V. Aufruf zur Umkehr

 

So ergeht aus dem anbetenden Hören auf Gottes offenbaren Willen der Aufruf zur Umkehr

  1. an die geistlich mündige Gemeinde im Raum der verfassten Kirche, sich der Wahrheitsfrage zu stellen, d.h. sich von Christus in Frage stellen zu lassen und sich durch Gottes Geist zu einer Befreiungsbewegung aus der pluralistischen Gefangenschaft der Kirche führen zu lassen und Gebrauch zu machen von ihrem Recht, “alle Lehre zu urteilen”,
  2. an die theologischen Lehrer, sich in die Bewegung zur Korrektur des Weges einzureihen und die Wahrheitsfrage zum Hauptthema ihrer theologischen Reflexion, Lehre und Predigt zu machen,
  3. an die Verantwortlichen der kirchenleitenden Organe, sich ebenfalls in die Bußbewegung einzureihen und mit den Möglichkeiten von Predigt, Mitarbeiterbesprechung, Verlautbarungen, liturgischer Ordnung und Kanzelabkündigung usw. diese Bewegung zu fördern und sie geistlich verantwortlich anzuführen. 

 

Wie lange hinkt ihr auf beiden Seiten?

Wenn der HERR der wahre Gott ist, dann folgt ihm nach;

wenn aber der Baal, dann folgt ihm nach!”

1.Kön. 18,21

 

Anfragen

 an die kirchenleitenden Organe

der Evangelisch-Lutherischen Kirche in Bayern

1. Die gegenwärtige geistesgeschichtliche Situation wird als “Postmoderne” bezeichnet. Nach Eugen Biser ist sie durch “kognitive Indifferenz” charakterisiert, d.h. durch Abkehr von der “Wahrheitsfrage”. Ist nicht dadurch die christliche Kirche und ihre Botschaft fundamental in Frage gestellt? Welche Folgen ergeben sich daraus für kirchenleitendes Reden und Handeln?

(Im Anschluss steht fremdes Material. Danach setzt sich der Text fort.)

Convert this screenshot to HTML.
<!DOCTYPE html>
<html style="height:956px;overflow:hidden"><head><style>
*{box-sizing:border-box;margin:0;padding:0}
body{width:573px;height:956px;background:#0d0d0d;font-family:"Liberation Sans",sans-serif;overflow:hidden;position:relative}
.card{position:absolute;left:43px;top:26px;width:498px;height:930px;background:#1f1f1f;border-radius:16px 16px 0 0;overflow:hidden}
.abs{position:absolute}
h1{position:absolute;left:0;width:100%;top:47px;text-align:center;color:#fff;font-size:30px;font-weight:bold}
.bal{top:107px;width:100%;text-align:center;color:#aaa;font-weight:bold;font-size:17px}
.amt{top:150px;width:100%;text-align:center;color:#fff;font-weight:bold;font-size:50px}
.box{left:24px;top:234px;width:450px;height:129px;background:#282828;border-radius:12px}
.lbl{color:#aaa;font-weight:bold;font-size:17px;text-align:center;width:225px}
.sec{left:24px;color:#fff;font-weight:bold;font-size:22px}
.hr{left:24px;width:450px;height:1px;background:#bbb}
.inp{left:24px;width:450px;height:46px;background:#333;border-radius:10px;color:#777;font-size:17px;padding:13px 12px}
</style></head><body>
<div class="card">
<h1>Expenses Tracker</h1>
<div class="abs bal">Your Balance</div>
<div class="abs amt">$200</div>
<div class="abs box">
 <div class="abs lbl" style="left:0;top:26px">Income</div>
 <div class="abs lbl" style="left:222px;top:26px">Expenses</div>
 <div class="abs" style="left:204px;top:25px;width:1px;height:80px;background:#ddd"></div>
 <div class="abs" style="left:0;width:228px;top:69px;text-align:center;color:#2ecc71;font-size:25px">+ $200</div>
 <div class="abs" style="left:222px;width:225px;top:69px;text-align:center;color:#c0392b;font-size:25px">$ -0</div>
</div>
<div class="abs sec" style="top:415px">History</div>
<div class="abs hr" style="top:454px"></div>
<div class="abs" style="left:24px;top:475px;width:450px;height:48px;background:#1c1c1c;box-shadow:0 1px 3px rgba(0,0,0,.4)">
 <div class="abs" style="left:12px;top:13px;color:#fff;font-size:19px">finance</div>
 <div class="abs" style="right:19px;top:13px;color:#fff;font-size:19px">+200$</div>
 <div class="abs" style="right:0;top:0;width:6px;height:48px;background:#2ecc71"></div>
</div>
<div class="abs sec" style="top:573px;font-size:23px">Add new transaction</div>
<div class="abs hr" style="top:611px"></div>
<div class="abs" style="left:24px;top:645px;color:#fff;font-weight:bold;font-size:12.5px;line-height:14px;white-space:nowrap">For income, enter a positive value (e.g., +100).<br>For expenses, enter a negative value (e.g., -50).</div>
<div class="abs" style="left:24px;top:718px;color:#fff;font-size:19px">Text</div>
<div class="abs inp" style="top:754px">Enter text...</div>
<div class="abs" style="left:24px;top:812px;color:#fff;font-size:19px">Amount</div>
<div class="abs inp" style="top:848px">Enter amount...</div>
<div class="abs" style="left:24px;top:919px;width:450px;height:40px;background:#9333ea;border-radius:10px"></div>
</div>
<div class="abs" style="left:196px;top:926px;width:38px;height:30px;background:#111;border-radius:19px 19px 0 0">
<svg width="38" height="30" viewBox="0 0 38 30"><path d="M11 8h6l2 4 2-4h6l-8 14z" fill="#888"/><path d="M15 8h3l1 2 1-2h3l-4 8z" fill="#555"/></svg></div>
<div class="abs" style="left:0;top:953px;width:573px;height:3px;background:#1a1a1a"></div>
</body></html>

Oder sehen Sie keinen Entscheidungs- und Handlungsbedarf?

 

2. Die Hinnahme wahrheitsrelativierender pluralistischer Meinungen und Praktiken innerhalb der Kirche spaltet diese zwangsläufig in “wahre” und “falsche” Kirche. Solches Gewährenlassen ist selbst ein häretisches Verhalten.

Teilen Sie diese Auffassung?

 

3. “Pluralismus” ist eine “Unentschiedenheit prinzipieller Art”. Auf die Kirche bezogen ist dies Ungehorsam und damit Zurückweisung der von Gott geoffenbarten Wahrheit. Im Alten Testament wird dies als Abgötterei bezeichnet, im Neuen Testament als Verleugnung der Wahrheit.

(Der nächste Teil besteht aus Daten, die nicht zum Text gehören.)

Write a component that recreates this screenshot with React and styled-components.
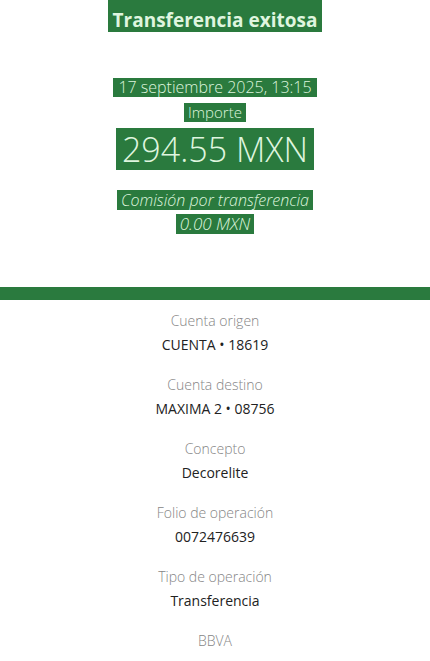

Teilen Sie die Auffassung, dass Verstrickung der Kirche der Gegenwart mit der Zeitgeist-Ideologie “Pluralismus” weder ein unvermeidliches, noch ein unentrinnbares Verhängnis ist, sondern Sünde vor Gott, aus der ER befreien kann? Oder halten Sie die Erwägung von Sünde in diesem Zusammenhang für nicht passend?

 

4. Teilen Sie die Auffassung, dass “Pluralismus” nicht eine Sünde Einzelner, sondern der Kirche insgesamt ist und es deshalb vor allem deren Verantwortungsträgern geboten ist, den not-wendigen Weg der Umkehr der Kirche zu beschreiten und zu weisen?

Oder lehnen Sie eine kollektive Behaftung mit der Pluralismusproblematik als nicht zutreffend ab? Lehnen Sie eine leitende Verantwortlichkeit in einem solchen Umkehrprozess ab?

 

5. Teilen Sie die Auffassung, dass sich aus dem notwendigen Prozess geistlicher Umkehr Folgendes konsequent ergeben muss:

Wir sind aufgefordert, uns auf allen Feldern kirchlicher Arbeit unter dem Aspekt biblischer Wahrheit auf dem Weg selbstkritisch radikal zu überprüfen, bisherige Programme gegebenenfalls zu streichen und darüber dem Landeskirchenrat zu berichten.

Oder halten Sie eine solche grundlegende Selbstreflexion kirchlicher Arbeitsgebiete für nicht zumutbar oder nicht durchführbar?